Giasone e Medea, John Waterhouse, 1907

Quegli italiani che credono ancora nella magia

Antonio Gurrado

Un caso eclatante a Trecastagni, nel catanese, dimostra che nella testa di alcuni concittadini non c’è una separazione nettissima fra pensiero scientifico e pensiero magico

Gli italiani credono ancora nella magia. Lo dimostra un caso eclatante: a Trecastagni, nel catanese, una signora cinquantenne ha dato fuoco alla villa dell’ex marito, non per vendicarsi della separazione ma perché una fattucchiera di Motta Sant’Anastasia l’aveva assicurata che l’incendio, per incantesimo, avrebbe fatto tornare da lei l’amore dell’uomo.

 

La convinzione con cui la cinquantenne ha agito pone tre problemi piuttosto rilevanti per la nazione.

 

Primo: in Italia esiste una fetta di popolazione che si rivolge ai maghi ed è talmente disperata da mettere in pratica alla lettera le loro prescrizioni, non importa quanto assurde. In compenso, magari, non fa vaccinare i figli anche se glielo dice il medico.
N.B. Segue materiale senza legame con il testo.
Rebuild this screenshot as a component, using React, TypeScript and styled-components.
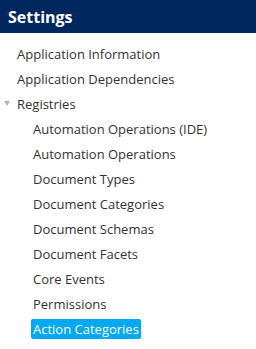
import React from 'react';
import styled, { createGlobalStyle } from 'styled-components';

const GlobalStyle = createGlobalStyle`
  html, body {
    margin: 0;
    padding: 0;
    background: #fff;
    font-family: "Open Sans", "Noto Sans", sans-serif;
  }
`;

const Panel = styled.div`
  width: 256px;
  height: 349px;
  overflow: hidden;
  display: flex;
  flex-direction: column;
`;

const Header = styled.div`
  height: 33px;
  background: #00275e;
  color: #fff;
  font-size: 16px;
  font-weight: 700;
  display: flex;
  align-items: center;
  padding-left: 8px;
  flex-shrink: 0;
`;

const Tree = styled.ul`
  list-style: none;
  margin: 0;
  padding: 8px 0 0 0;
`;

const Row = styled.li<{ $depth: number }>`
  height: 25px;
  display: flex;
  align-items: center;
  padding-left: ${p => (p.$depth === 0 ? 15 : 31)}px;
  font-size: 13px;
  color: #333;
  white-space: nowrap;
  position: relative;
`;

const Toggle = styled.span`
  position: absolute;
  left: 4px;
  top: 10px;
  width: 0;
  height: 0;
  border-left: 3px solid transparent;
  border-right: 3px solid transparent;
  border-top: 5px solid #b5b5b5;
`;

const Label = styled.span<{ $selected?: boolean }>`
  display: inline-block;
  line-height: 20px;
  padding: 0 2px;
  border-radius: 2px;
  background: ${p => (p.$selected ? '#00a9f1' : 'transparent')};
  color: ${p => (p.$selected ? '#fff' : '#333')};
  font-weight: ${p => (p.$selected ? 500 : 400)};
`;

interface Item {
  label: string;
  depth: number;
  open?: boolean;
  selected?: boolean;
}

const items: Item[] = [
  { label: 'Application Information', depth: 0 },
  { label: 'Application Dependencies', depth: 0 },
  { label: 'Registries', depth: 0, open: true },
  { label: 'Automation Operations (IDE)', depth: 1 },
  { label: 'Automation Operations', depth: 1 },
  { label: 'Document Types', depth: 1 },
  { label: 'Document Categories', depth: 1 },
  { label: 'Document Schemas', depth: 1 },
  { label: 'Document Facets', depth: 1 },
  { label: 'Core Events', depth: 1 },
  { label: 'Permissions', depth: 1 },
  { label: 'Action Categories', depth: 1, selected: true },
  { label: 'Vocabularies', depth: 1 },
];

const App: React.FC = () => {
  return (
    <Panel>
      <GlobalStyle />
      <Header>Settings</Header>
      <Tree>
        {items.map((item, i) => (
          <Row key={i} $depth={item.depth}>
            {item.open && <Toggle />}
            <Label $selected={item.selected}>{item.label}</Label>
          </Row>
        ))}
      </Tree>
    </Panel>
  );
};

export default App;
Secondo: in Italia c’è una fetta di popolazione, spero più limitata della prima, convinta che il modo più efficace di conquistare il cuore di qualcuno sia incendiargli casa.

Terzo, ma non ultimo: sapete che mestiere fa la cinquantenne pirosuperstiziosa? La farmacista. È la conferma di ciò che l’emergenza Coronavirus ha già fatto sospettare in questi giorni: nella testa degli italiani non c’è una separazione nettissima fra pensiero scientifico e pensiero magico.